Thanks for sharing the NYTimes piece, Bob. There's a great quote in it from David Dalrymple, a technologist in the valley:

 "The most innovative and effective companies are old-guard companies that have managed to reach out to the new guard, like Apple, or vice versa, like Google."

Can anyone share their experiences across the gnerations that worked together to innovate and create great products?
Bob Covello
Bob Covello,
User Rank: Apprentice
3/13/2014 | 9:19:18 AM
Remarkable coincidence!
Holy synchronicity, Batman!

A similar article to what I wrote is going to run in this Sunday's New York Times.

Now I know how the Beatles felt when The Rolling Stones showed up.

Now I know how Facebook felt when Twitter arrived!

Sadly, the author's outlook is not as positive as mine.

 

http://www.nytimes.com/2014/03/16/magazine/silicon-valleys-youth-problem.html?ref=magazine&_r=0
moarsauce123
moarsauce123,
User Rank: Ninja
3/12/2014 | 7:51:44 AM
Command line
The command line is as important as it ever was, just look at new tools like PowerShell. You cannot administer systems using a free app on your smartphone. Sadly, a lot of things are still incredibly complicated and bare bones. Just look at any code that needs to tell a system in tiny steps what to do. The only way to overcome this is through frameworks that make life a bit easier.
Bob Covello
Bob Covello,
User Rank: Apprentice
3/11/2014 | 3:40:32 PM
Re: Back when...
Back in my Early years, I drove a truck for Airborne Express, so you are correct!

We got that data to its destination before 10:30 AM Next Business Day.
Somedude8
Somedude8,
User Rank: Apprentice
3/11/2014 | 3:26:45 PM
Back when...
Back in my day, we had to carve nested tables in to stone tablets and FedEx them to the server.

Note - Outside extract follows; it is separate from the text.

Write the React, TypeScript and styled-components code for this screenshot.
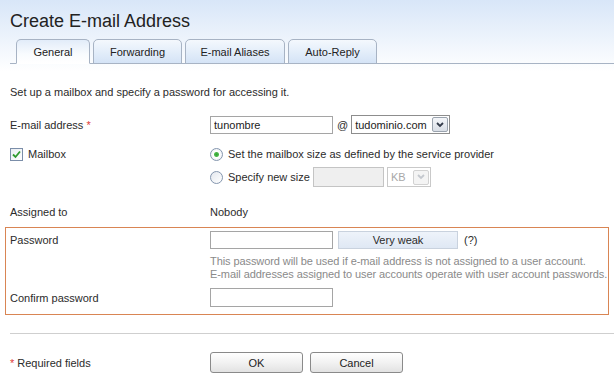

Nothing tops the bitrate of a FedEx truck packed full of drives!
Lorna Garey
Lorna Garey,
User Rank: Ninja
3/11/2014 | 2:54:45 PM
Sure we repeat
I'm not so certain that we don't repeat history - just in a different jacket. How different is a private cloud from a mainframe in theory (slicing a large volume of capacity into discrete services). Or DevOps. It seems like there was a time when developers weren't silo'd like they are now.